The resolution says nothing about what is to happen in the case of redirect chains (HTTP status 301, 302, 307). Applications have generally taken a redirect as a statement that the URI and its redirect target URI have the same meaning. Of course redirection figures into the provenance of any information received, and therefore may affect trust judgments.

6 Acknowledgments

Larry Masinter and Henry S. Thompson gave valuable advice on drafts of this document. Many of the ideas grew out of work done by the TAG's AWWSW Task Group.

7 References

cooluris: Leo Sauermann and Richard Cyganiak. Cool URIs for the Semantic Web. W3C Interest Group Note, 03 December 2008. (See http://www.w3.org/TR/2008/NOTE-cooluris-20081203/.)
issue-14-resolved: Roy Fielding. [httpRange-14] Resolved. Email to www-tag list, 2005. (See http://lists.w3.org/Archives/Public/www-tag/2005Jun/0039.html.)
linked-data: Tim Berners-Lee. Linked Data. Design note, June 2009. (See http://www.w3.org/DesignIssues/LinkedData.html.)
powder: Phil Archer, Kevin Smith, and Andrea Perego, editors. Protocol for Web Description Resources (POWDER): Description Resources. W3C Recommendation, 1 September 2009. (See http://www.w3.org/TR/powder-dr/#appD.)
rdf-concepts: Graham Klyne and Jeremy J. Carroll, editors. Resource Description Framework (RDF): Concepts and Abstract Syntax. W3C Recommendation, 10 February 2004. (See http://www.w3.org/TR/2004/REC-rdf-concepts-20040210/.)
rfc2616: R. Fielding, J. Gettys, J. Mogul, H. Frystyk, L. Masinter, P. Leach, and T. Berners-Lee. Hypertext Transfer Protocol -- HTTP/1.1. RFC 2616, IETF, 1999. (See http://www.ietf.org/rfc/rfc2616.txt.)
rfc3870: A. Swartz. application/rdf+xml Media Type Registration. RFC 3870, IETF, 2004. (See http://www.ietf.org/rfc/rfc3870.txt.)
rfc3986: T. Berners-Lee, R. Fielding, L. Masinter. Uniform Resource Identifier (URI): Generic Syntax. RFC 3986, IETF, 2005. (See http://www.ietf.org/rfc/rfc3986.txt.)
rfc5988: M. Nottingham. Web Linking. RFC 5988, IETF, 2010. (See http://www.ietf.org/rfc/rfc5988.txt.)
webarch: Ian Jacobs and Norman Walsh, editors. Architecture of the World Wide Web, Volume One. W3C Recommendation, December 2004. (See http://www.w3.org/TR/webarch/.)
xhtml-ns: XHTML namespace document. (See http://www.w3.org/1999/xhtml.)

End Notes

[1]

In the philosophy of language, meaning and reference are distinct properties of linguistic tokens. For example, when the word "now" is used at two different times, it refers to different times in the two instances, without any change in meaning. Meaning and reference coincide in the case of proper names.

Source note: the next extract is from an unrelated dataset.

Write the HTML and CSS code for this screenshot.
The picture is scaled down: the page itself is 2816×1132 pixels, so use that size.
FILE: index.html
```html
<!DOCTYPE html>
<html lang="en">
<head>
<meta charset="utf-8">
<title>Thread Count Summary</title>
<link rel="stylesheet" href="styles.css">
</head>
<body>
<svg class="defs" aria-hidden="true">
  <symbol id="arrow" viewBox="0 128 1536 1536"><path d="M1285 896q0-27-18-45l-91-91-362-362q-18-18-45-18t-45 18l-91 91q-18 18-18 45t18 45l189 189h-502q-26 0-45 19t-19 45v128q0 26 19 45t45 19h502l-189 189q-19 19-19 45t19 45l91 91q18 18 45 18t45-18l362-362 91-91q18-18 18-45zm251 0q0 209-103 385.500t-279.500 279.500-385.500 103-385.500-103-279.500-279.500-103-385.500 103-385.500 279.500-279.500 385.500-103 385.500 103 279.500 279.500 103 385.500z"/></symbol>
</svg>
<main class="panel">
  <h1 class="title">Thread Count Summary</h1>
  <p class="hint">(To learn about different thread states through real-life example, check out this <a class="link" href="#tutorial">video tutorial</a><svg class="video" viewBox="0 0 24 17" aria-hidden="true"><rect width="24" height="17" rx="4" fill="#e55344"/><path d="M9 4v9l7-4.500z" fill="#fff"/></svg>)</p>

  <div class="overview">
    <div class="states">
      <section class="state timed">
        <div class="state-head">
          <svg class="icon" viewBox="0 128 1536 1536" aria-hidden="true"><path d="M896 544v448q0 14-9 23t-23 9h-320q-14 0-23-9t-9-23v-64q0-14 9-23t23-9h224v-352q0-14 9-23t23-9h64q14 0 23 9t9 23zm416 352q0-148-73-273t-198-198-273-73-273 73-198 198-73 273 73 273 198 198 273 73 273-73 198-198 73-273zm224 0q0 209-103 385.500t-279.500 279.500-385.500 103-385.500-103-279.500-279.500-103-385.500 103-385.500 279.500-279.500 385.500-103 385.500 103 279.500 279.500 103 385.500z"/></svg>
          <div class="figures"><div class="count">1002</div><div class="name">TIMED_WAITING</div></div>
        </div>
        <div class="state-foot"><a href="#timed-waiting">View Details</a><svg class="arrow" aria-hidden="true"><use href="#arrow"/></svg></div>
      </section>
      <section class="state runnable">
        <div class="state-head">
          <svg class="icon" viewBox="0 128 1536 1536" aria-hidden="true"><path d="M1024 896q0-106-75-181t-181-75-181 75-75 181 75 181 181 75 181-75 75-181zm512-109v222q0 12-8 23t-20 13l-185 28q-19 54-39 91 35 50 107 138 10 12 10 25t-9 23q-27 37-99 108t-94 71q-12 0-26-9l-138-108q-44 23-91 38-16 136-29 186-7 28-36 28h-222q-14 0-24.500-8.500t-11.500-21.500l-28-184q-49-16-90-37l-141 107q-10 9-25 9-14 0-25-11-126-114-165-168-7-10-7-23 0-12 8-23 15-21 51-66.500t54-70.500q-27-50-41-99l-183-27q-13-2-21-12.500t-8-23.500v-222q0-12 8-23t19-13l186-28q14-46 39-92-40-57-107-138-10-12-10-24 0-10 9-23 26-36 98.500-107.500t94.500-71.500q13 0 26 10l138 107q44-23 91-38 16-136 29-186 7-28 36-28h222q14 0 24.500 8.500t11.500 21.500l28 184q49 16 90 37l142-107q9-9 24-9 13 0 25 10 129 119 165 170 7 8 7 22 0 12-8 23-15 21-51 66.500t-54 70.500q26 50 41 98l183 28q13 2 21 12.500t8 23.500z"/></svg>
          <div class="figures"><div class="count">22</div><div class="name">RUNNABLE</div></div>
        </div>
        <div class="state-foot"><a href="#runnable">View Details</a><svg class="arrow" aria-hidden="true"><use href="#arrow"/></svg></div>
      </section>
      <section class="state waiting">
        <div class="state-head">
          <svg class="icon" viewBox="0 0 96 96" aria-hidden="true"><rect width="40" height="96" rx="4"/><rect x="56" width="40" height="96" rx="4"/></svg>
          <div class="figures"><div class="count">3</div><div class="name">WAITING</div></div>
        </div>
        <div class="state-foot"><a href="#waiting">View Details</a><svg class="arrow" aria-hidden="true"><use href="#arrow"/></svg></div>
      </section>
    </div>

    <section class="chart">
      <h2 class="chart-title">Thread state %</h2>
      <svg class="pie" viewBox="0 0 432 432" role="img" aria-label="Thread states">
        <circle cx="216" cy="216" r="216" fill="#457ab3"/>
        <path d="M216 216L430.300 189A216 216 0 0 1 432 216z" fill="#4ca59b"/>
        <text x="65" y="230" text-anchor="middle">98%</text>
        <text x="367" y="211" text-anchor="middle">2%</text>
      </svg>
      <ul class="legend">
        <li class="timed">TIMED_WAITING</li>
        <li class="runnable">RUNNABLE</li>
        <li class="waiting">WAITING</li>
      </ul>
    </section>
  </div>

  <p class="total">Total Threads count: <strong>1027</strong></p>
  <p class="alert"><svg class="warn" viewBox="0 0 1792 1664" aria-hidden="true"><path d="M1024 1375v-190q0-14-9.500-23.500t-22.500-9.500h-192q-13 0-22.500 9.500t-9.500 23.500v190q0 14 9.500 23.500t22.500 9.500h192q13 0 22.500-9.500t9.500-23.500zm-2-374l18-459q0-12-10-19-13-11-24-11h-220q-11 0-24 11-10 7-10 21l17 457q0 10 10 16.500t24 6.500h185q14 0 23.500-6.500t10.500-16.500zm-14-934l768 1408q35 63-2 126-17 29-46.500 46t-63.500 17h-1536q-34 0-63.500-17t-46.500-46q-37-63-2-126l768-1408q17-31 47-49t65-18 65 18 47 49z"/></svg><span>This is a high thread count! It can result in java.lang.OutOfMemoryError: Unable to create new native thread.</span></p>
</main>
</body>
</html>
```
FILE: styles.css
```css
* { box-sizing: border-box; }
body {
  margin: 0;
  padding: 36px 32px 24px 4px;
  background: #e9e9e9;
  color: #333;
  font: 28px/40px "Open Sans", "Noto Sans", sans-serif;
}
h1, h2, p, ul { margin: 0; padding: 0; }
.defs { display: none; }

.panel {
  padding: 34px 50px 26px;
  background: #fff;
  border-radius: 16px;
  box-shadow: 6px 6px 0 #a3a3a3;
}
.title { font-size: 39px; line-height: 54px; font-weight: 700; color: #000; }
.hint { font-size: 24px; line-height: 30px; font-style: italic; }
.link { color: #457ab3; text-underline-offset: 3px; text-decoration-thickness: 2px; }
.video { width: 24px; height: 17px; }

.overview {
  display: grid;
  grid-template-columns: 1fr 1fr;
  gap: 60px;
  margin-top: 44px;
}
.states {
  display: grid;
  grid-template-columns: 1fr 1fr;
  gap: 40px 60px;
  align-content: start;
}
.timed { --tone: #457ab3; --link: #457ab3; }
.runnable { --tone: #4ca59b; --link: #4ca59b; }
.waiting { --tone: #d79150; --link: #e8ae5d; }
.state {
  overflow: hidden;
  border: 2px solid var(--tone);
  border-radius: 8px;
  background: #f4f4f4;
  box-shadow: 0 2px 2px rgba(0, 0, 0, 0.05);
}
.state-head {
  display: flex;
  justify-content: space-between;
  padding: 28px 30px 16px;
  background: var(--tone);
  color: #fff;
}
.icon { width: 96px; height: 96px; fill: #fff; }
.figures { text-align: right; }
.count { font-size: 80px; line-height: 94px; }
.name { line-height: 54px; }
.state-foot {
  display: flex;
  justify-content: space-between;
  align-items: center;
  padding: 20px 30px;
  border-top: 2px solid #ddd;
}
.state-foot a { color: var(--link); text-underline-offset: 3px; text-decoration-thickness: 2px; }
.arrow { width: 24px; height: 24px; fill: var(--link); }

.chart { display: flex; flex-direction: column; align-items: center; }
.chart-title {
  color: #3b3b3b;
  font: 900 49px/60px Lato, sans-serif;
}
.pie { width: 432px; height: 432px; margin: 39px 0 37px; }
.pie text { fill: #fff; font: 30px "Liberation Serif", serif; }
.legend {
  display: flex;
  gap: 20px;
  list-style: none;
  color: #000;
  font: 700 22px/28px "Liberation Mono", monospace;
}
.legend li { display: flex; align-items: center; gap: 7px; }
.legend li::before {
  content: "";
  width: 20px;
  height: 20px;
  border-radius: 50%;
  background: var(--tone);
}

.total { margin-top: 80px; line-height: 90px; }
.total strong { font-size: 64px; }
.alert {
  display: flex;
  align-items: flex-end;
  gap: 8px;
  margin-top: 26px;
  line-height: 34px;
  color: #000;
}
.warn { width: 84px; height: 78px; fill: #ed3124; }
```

URIs are used in a variety of ways. When a URI appears to refer to something, especially in a declaration or statement that says that what it refers to has some type or has properties with particular values, this is a referential use of the URI.

This document does not take a stand as to whether uses of a URI as a hypertext link, XML namespace indicator, HTTP request URI, or HTTP Location: or Link: target are referential.

It is customary to speak of a URI as "identifying" a "resource". Although "identification" is one kind of meaning, this document makes no assumption regarding the relation between the resource that a URI "identifies" and what the URI refers to (when it does both). (One might hope, however, that except in rare cases a URI would refer to what it identifies.) Depending on what is meant by "resource" it may or may not be possible to refer to something that isn't a resource, but no assumption is made here that what a URI refers to is a resource.

[2]

Quoting the media type registration for application/rdf+xml: [rfc3870]

In RDF, the thing identified by a URI with fragment identifier does not necessarily bear any particular relationship to the thing identified by the URI alone. This differs from some readings of the URI specification, so attention is recommended when creating new RDF terms which use fragment identifiers. More details on RDF's treatment of fragment identifiers can be found in the section "Fragment Identifiers" of the RDF Concepts document.

When a URI with local identifier occurs in an RDF graph, the following passage from RDF Concepts [rdf-concepts] applies to its meaning:

"a URI reference in an RDF graph is treated with respect to the MIME type application/rdf+xml [RDF-MIME-TYPE]. Given an RDF URI reference consisting of an hashless URI and a fragment identifier, the fragment identifer identifies the same thing that it does in an application/rdf+xml representation of the resource identified by the hashless URI component."

This simply reinforces the representation consistency directive quoted just above. However if there is no application/rdf+xml representation (i.e. such a retrieval result is not allowed) this makes any URI meaning coming from, say, RDFa or some XML-based MIME type registration, out of reach of RDF. To make this consistent with UDDP 1.0 we must assume that when a URI with local identifier is used in an RDF graph, an equivalent application/rdf+xml representation is authorized for the stem URI, even if such a representation is never delivered in an actual retrieval request.

Editorial note
Is there talk of amending this passage when RDF Concepts gets revised?